Lettori buon pomeriggio! Oggi vi parlo di un libro importante che consiglio di leggere con una certa consapevolezza, perché tra queste pagine non troverete solo una storia, ma anche
e soprattutto un messaggio.
Donne Che Parlano di Miriam Toews
| Marcos Y Marcos, 2018 | pag. 253 |
Non so se abbiate mai sentito nominare Jordi Ruiz Cirera, ma è un fotografo che tra il 2011 e il 2012, durante un viaggio in Bolivia, ha fatto numerosi scatti all'interno di una comunità mennonita. Quello che traspare dalle immagini è la totale assenza di sorrisi; gli uomini lavorano nei campi dalla mattina alla sera, le donne si occupano della casa, passatempi, giochi e musica sono vietati.

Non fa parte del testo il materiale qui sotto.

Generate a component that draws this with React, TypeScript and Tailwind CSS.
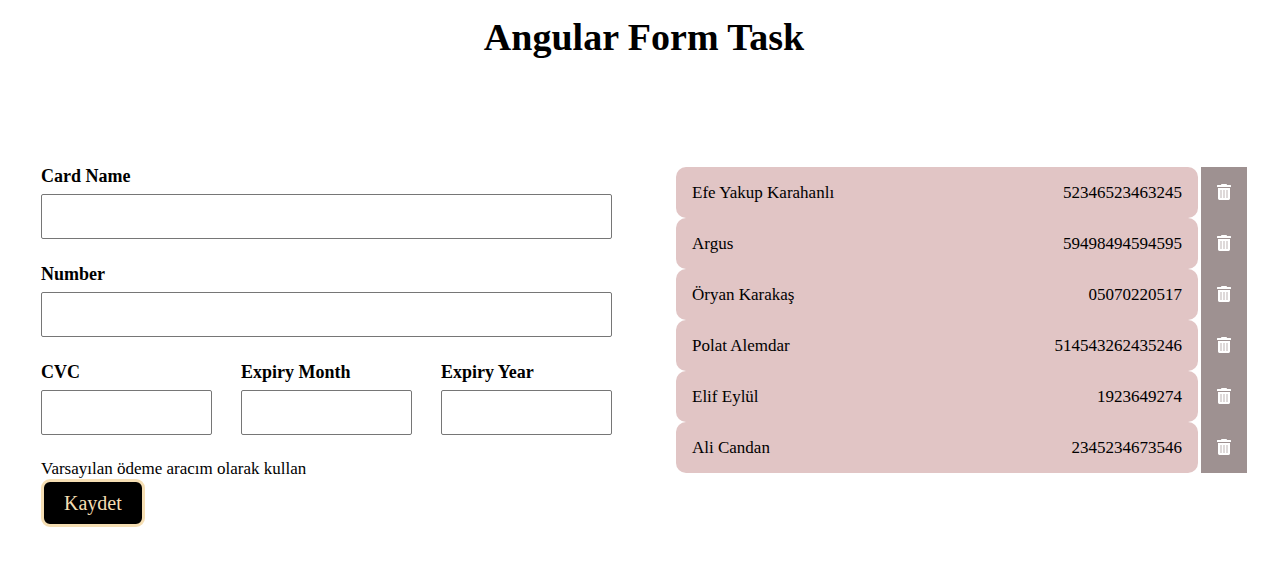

I mennoniti rinnegano la società consumista, quindi niente auto, elettricità, alcol. Bisogna vivere in totale purezza, senza farsi contaminare dai mali del mondo.
Mi verrebbe da dire che
dove c'è estremismo invece di male ce n'è eccome, ma non sta a me giudicare e non lo fa nemmeno Miriam Toews che, con
Donne Che Parlano, porta alla luce un fatto di cronaca terribile avvenuto proprio all'interno di una di queste
immacolate comunità.
Per quattro anni un gruppo di donne si è svegliato dolorante e sanguinante ignorandone il motivo. Hanno partorito figli senza sapere come potessero essere rimaste incinta, sono state apostrofate come mentalmente disturbate e poi come serve del demonio.
Ma la verità è un'altra e fa molta più paura. Queste donne venivano narcotizzate con dell'anestetico veterinario e violentate dagli uomini della suddetta
immacolata comunità, spesso loro parenti, cugini, fratelli...
L'incubo è durato quattro anni. Dal 2005 al 2009. Le vittime avevano dai tre ai sessantacinque anni. E adesso ad alcune di loro viene data la possibilità di parlare.
Hanno quarantotto ore di tempo per decidere se: non far niente, restare e combattere, andarsene. E
sono queste quarantotto ore che troverete tra le pagine di un libro che non è fiction,
ma vera e propria denuncia.
La narrazione è affidata ad August Epp, un membro della comunità che ha il compito di trascrivere in inglese le dichiarazioni di Greta, Mariche, Mejal, Neitje, Autje, Agata, Ona e Salomé. Si riuniscono in un fienile e sfogano la loro rabbia, frustrazione, paura.
Sarebbe facile fuggire, ma dove? E combattere? Non significherebbe andare contro il volere di Dio? Se restassimo... che futuro offriremo alle nostre figlie?
Miriam Toews, nata in una comunità mennonita che ha abbandonato all'età di diciotto anni ci parla di fondamentalismo religioso, diritti negati e di
donne che si credevano libere perché non sapevano di essere prigioniere. Il romanzo non si concentra tanto sulla violenza perpetrata nel tempo, ma sulle conseguenze e il forte bisogno di riscatto. Non è un libro scritto per commuovere o per far leva sull'emotività del lettore, anzi, è un libro scritto per aprire gli occhi, allargare la mente, rendere più consapevoli e quindi più forti. La trama è completamente riassunta nella prefazione quindi non aspettatevi una storia di violenza, perché gli accenti sono puntati sul dopo.
Prima c'era il silenzio, adesso c'è la voce. E se una donna fatica a farsi sentire, tante insieme possono gridare e fare la differenza.